The rework blows up the center panning arc to dominate the interface and places controls along its curve. The arc represents the stereo field directly — controls sit at the points in that field where they act.


Perceptual Panning: The Center's Custom Curve
The Center required a deeper technical decision about how panning is represented at all.
When audio is panned in a stereo field, perceived position does not follow a linear curve. Due to HRTF (head-related transfer function), 30° of physical speaker separation is perceived as roughly 50% toward a side — not the linear 33%. Standard linear panning controls misrepresent this, leading engineers to over-pan to achieve the placement they want.

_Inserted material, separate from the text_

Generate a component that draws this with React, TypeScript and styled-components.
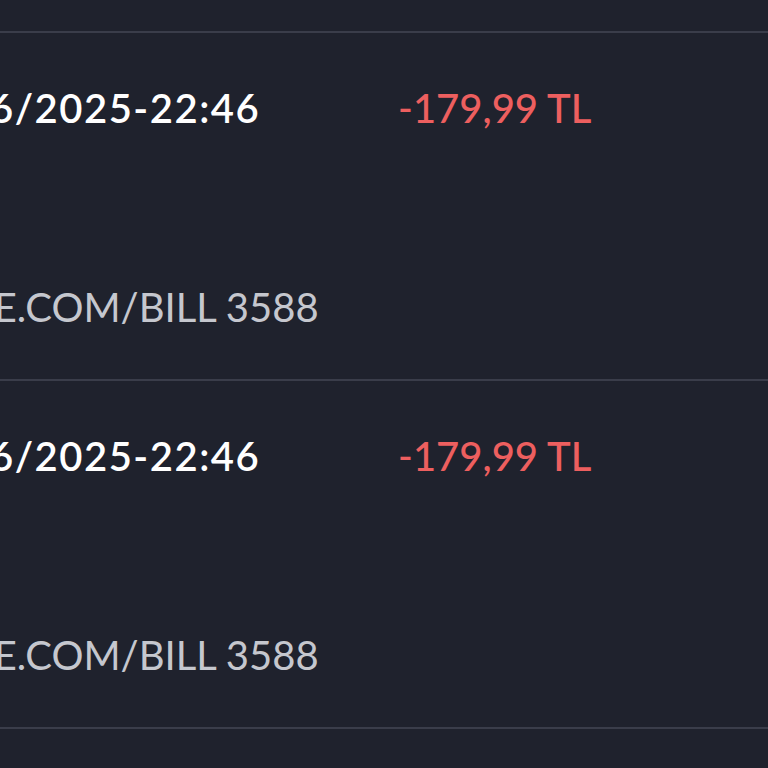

The Center's panning control applies a quadratic ease to the displayed arc, mapping visual position to perceived position rather than raw signal value:
y = 0.006x² + 0.3x
Where y is the adjusted angle and x is the desired perceived percentage toward a side from center. This gives the user direct control over where a sound will appear to sit in the listener's stereo field — accurate to the placement of the markers in the UI.

Outcome
The thesis produced a complete redesign of the Waves plugin suite's visual language: a documented component system, accessibility compliance at AA and AAA levels across all five plugins, and a coherent design rationale grounded in the mathematics and conventions of audio engineering.
The project demonstrated that accessibility and aesthetic coherence are not in tension in audio software design. Constraints like minimum contrast ratios, touch-friendly target sizes, and paired text inputs produced a more usable interface for all users — not just those with accessibility needs. The limitation forced clarity.